The president has said he would seek to revive the deal, but insisted that Iran must first reverse its nuclear plans.

Zanganeh said Jan. 22 that Iran was confident of regaining its pre-sanctions oil market share, as Tehran pins its hopes on the new US administration removing sanctions. He told parliament that the country’s crude exports were around 900,000 b/d, with plans to increase to 2.3 million b/d from March, still below a high of 2.6 million b/d reached in May 2018.

The source familiar with Iranian supply said: “There is certainly an easy 1 million b/d of crude to return to the market in the short term, but more than that may be a bit tough to say within 2021”.
Higher US exports

Normalization of Iranian LPG exports must, however, contend with rising US exports to Asia, including China, which in October 2020 imported 740,604 mt of US LPG, up 6.4% on month — a record monthly high and accounting for 41% of its total LPG imports, Chinese customs data showed.
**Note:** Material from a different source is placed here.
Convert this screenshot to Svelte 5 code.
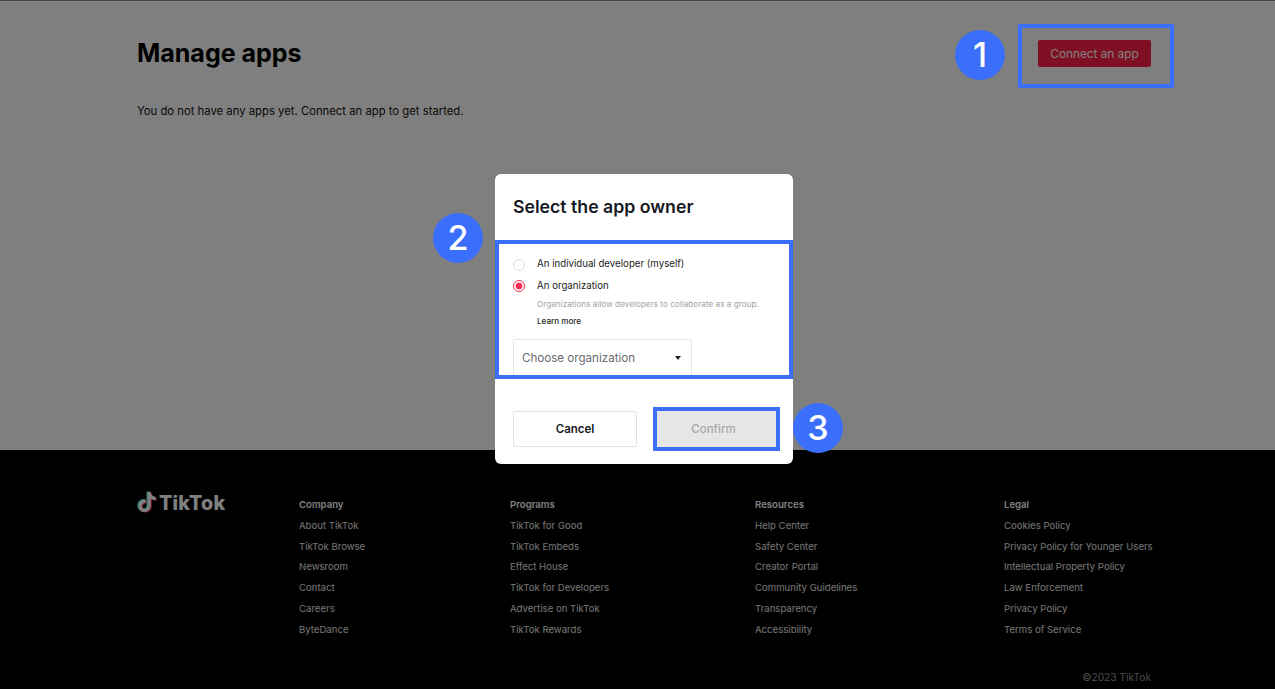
<script>
  const note = "M12.525.02c1.31-.02 2.61-.01 3.91-.02.08 1.53.63 3.09 1.75 4.17 1.12 1.11 2.7 1.62 4.24 1.79v4.03c-1.44-.05-2.89-.35-4.2-.97-.57-.26-1.1-.59-1.62-.93-.01 2.92.01 5.84-.02 8.75-.08 1.4-.54 2.79-1.35 3.94-1.31 1.92-3.58 3.17-5.91 3.21-1.43.08-2.86-.31-4.08-1.03-2.02-1.19-3.44-3.37-3.65-5.71-.02-.5-.03-1-.01-1.49.18-1.9 1.12-3.72 2.58-4.96 1.66-1.44 3.98-2.13 6.15-1.72.02 1.48-.04 2.96-.04 4.44-.99-.32-2.15-.23-3.02.37-.63.41-1.11 1.04-1.36 1.75-.21.51-.15 1.07-.14 1.61.24 1.64 1.82 3.02 3.5 2.87 1.12-.01 2.19-.66 2.77-1.61.19-.33.4-.67.41-1.06.1-1.79.06-3.57.07-5.36.01-4.03-.01-8.05.02-12.07z";

  const columns = [
    { title: "Company", links: ["About TikTok", "TikTok Browse", "Newsroom", "Contact", "Careers", "ByteDance"] },
    { title: "Programs", links: ["TikTok for Good", "TikTok Embeds", "Effect House", "TikTok for Developers", "Advertise on TikTok", "TikTok Rewards"] },
    { title: "Resources", links: ["Help Center", "Safety Center", "Creator Portal", "Community Guidelines", "Transparency", "Accessibility"] },
    { title: "Legal", links: ["Cookies Policy", "Privacy Policy for Younger Users", "Intellectual Property Policy", "Law Enforcement", "Privacy Policy", "Terms of Service"] }
  ];

  let owner = "org";
</script>

<div class="page">
  <main class="main">
    <header class="head">
      <h1>Manage apps</h1>
      <button class="connect">Connect an app</button>
    </header>
    <p class="empty">You do not have any apps yet. Connect an app to get started.</p>
  </main>

  <footer class="footer">
    <div class="cols">
      <div class="logo">
        <svg width="20" height="22" viewBox="0 0 24 24" aria-hidden="true">
          <path d={note} fill="#25f4ee" transform="translate(-1.2 -0.6)" />
          <path d={note} fill="#fe2c55" transform="translate(1.2 0.6)" />
          <path d={note} fill="#fff" />
        </svg>
        <span>TikTok</span>
      </div>
      {#each columns as col}
        <div class="col">
          <h4>{col.title}</h4>
          {#each col.links as link}
            <div class="link">{link}</div>
          {/each}
        </div>
      {/each}
    </div>
    <div class="copy">©2023 TikTok</div>
  </footer>

  <div class="scrim"></div>

  <div class="modal">
    <h2>Select the app owner</h2>
    <div class="body">
      <label class="radio">
        <input type="radio" bind:group={owner} value="me" />
        <span>An individual developer (myself)</span>
      </label>
      <label class="radio second">
        <input type="radio" bind:group={owner} value="org" />
        <span>An organization</span>
      </label>
      <div class="hint">Organizations allow developers to collaborate as a group.</div>
      <div class="more">Learn more</div>
      <div class="select">
        <span>Choose organization</span>
        <i class="caret"></i>
      </div>
    </div>
    <div class="actions">
      <button class="cancel">Cancel</button>
      <button class="confirm" disabled>Confirm</button>
    </div>
  </div>

  <div class="mark box1"></div>
  <div class="mark box2"></div>
  <div class="mark box3"></div>
  <div class="num n1">1</div>
  <div class="num n2">2</div>
  <div class="num n3">3</div>
</div>

<style>
  :global(body) {
    margin: 0;
    font-family: Inter, "Liberation Sans", sans-serif;
  }

  .page {
    position: relative;
    width: 1275px;
    height: 689px;
    overflow: hidden;
    background: #fff;
    border-top: 1px solid #444;
    box-sizing: border-box;
  }

  .main {
    height: 449px;
    padding: 0 124px 0 137px;
    box-sizing: border-box;
  }

  .head {
    display: flex;
    justify-content: space-between;
    align-items: center;
    padding-top: 36px;
    height: 35px;
    box-sizing: content-box;
  }

  h1 {
    margin: -4px 0 0;
    font-size: 25px;
    font-weight: 700;
    color: #000;
  }

  .connect {
    width: 113px;
    height: 27px;
    padding: 0;
    border: 0;
    border-radius: 2px;
    background: #fe2046;
    color: #fff;
    font: 400 11.8px Inter, sans-serif;
    margin-top: -2px;
  }

  .empty {
    margin: 31px 0 0;
    font-size: 11.3px;
    line-height: 16px;
    color: #111;
  }

  .footer {
    height: 239px;
    background: #000;
    padding: 46px 0 0 137px;
    box-sizing: border-box;
    color: #fff;
  }

  .cols {
    display: grid;
    grid-template-columns: 162px 211px 245px 249px 160px;
  }

  .logo {
    display: flex;
    align-items: center;
    gap: 2px;
    height: 22px;
    margin-top: -5px;
  }

  .logo span {
    font-size: 19.7px;
    font-weight: 800;
    letter-spacing: 0.2px;
    line-height: 22px;
    padding-top: 1px;
  }

  .col h4 {
    margin: 0;
    font-size: 9.6px;
    font-weight: 600;
    line-height: 18px;
    color: #fff;
  }

  .link {
    margin-top: 2.8px;
    font-size: 9.6px;
    line-height: 18px;
    color: #e8e8e8;
    white-space: nowrap;
  }

  .copy {
    margin: 30px 124px 0 0;
    text-align: right;
    font-size: 10.2px;
    line-height: 16px;
    color: #999;
  }

  .scrim {
    position: absolute;
    inset: -1px 0 0 0;
    background: rgba(0, 0, 0, 0.5);
  }

  .modal {
    position: absolute;
    left: 495px;
    top: 173px;
    width: 298px;
    height: 290px;
    background: #fff;
    border-radius: 6px;
    box-sizing: border-box;
  }

  h2 {
    margin: 0;
    padding: 22px 18px 0;
    font-size: 17.7px;
    line-height: 21px;
    font-weight: 600;
    color: #161823;
  }

  .body {
    padding: 39px 18px 0;
    box-sizing: border-box;
  }

  .radio {
    display: flex;
    align-items: center;
    gap: 12px;
    height: 16px;
    font-size: 9.7px;
    color: #222;
  }

  .radio span {
    position: relative;
    top: -1px;
  }

  .radio.second {
    margin-top: 5px;
  }

  .radio.second span {
    top: 0;
  }

  .radio input {
    appearance: none;
    margin: 0;
    width: 12px;
    height: 12px;
    border: 1px solid #ddd;
    border-radius: 50%;
    box-sizing: border-box;
    background: #fff;
    position: relative;
    top: 1px;
  }

  .radio input:checked {
    border: 1.5px solid #fe2c55;
    background: radial-gradient(circle, #fe2c55 0 3.2px, #fff 3.7px);
  }

  .hint {
    margin: 4px 0 0 24px;
    font-size: 8.2px;
    line-height: 14px;
    color: #a3a3a8;
    white-space: nowrap;
  }

  .more {
    margin: 3px 0 0 24px;
    font-size: 8.1px;
    font-weight: 500;
    line-height: 14px;
    color: #222;
  }

  .select {
    display: flex;
    align-items: center;
    justify-content: space-between;
    width: 179px;
    height: 38px;
    margin-top: 11px;
    padding: 0 10px 1px 8px;
    box-sizing: border-box;
    border: 1px solid #e6e6e6;
    border-radius: 2px;
    font-size: 11.6px;
    color: #6a6a6f;
  }

  .caret {
    width: 0;
    height: 0;
    border: 3px solid transparent;
    border-top: 4px solid #222;
    border-bottom: 0;
  }

  .actions {
    display: flex;
    justify-content: space-between;
    padding: 0 17px 0 18px;
    margin-top: 34px;
  }

  .actions button {
    height: 36px;
    padding: 0;
    font: 600 11.5px Inter, sans-serif;
    border-radius: 2px;
  }

  .cancel {
    width: 124px;
    background: #fff;
    border: 1px solid #e3e3e3;
    color: #161823;
  }

  .actions .confirm {
    width: 119px;
    padding-right: 6px;
    background: #e6e6e6;
    border: 0;
    color: #a8a8a8;
    font-weight: 500;
  }

  .mark {
    position: absolute;
    border: 4px solid #3b6ffb;
    box-sizing: border-box;
  }

  .box1 { left: 1018px; top: 23px; width: 156px; height: 64px; }
  .box2 { left: 495px; top: 239px; width: 298px; height: 139px; }
  .box3 { left: 653px; top: 406px; width: 127px; height: 44px; }

  .num {
    position: absolute;
    width: 50px;
    height: 50px;
    border-radius: 50%;
    background: #3b6ffb;
    color: #fff;
    font-size: 34px;
    font-weight: 500;
    line-height: 50px;
    text-align: center;
  }

  .n1 { left: 955px; top: 29px; }
  .n2 { left: 433px; top: 212px; }
  .n3 { left: 793px; top: 402px; }
</style>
Although China’s imports from the US fell 40.8% on month to 438,686 mt in November, the US remained the country’s top supplier, customs data showed.

The US was also the biggest LPG supplier to China over January-November at 4.29 million mt, compared with 2,443 mt in the same period a year earlier, customs data showed. China resumed LPG imports from the US in March 2020 after an 18-month hiatus when Beijing granted the US LPG import tariff exemptions in line with Phase 1 of the US-China trade deal.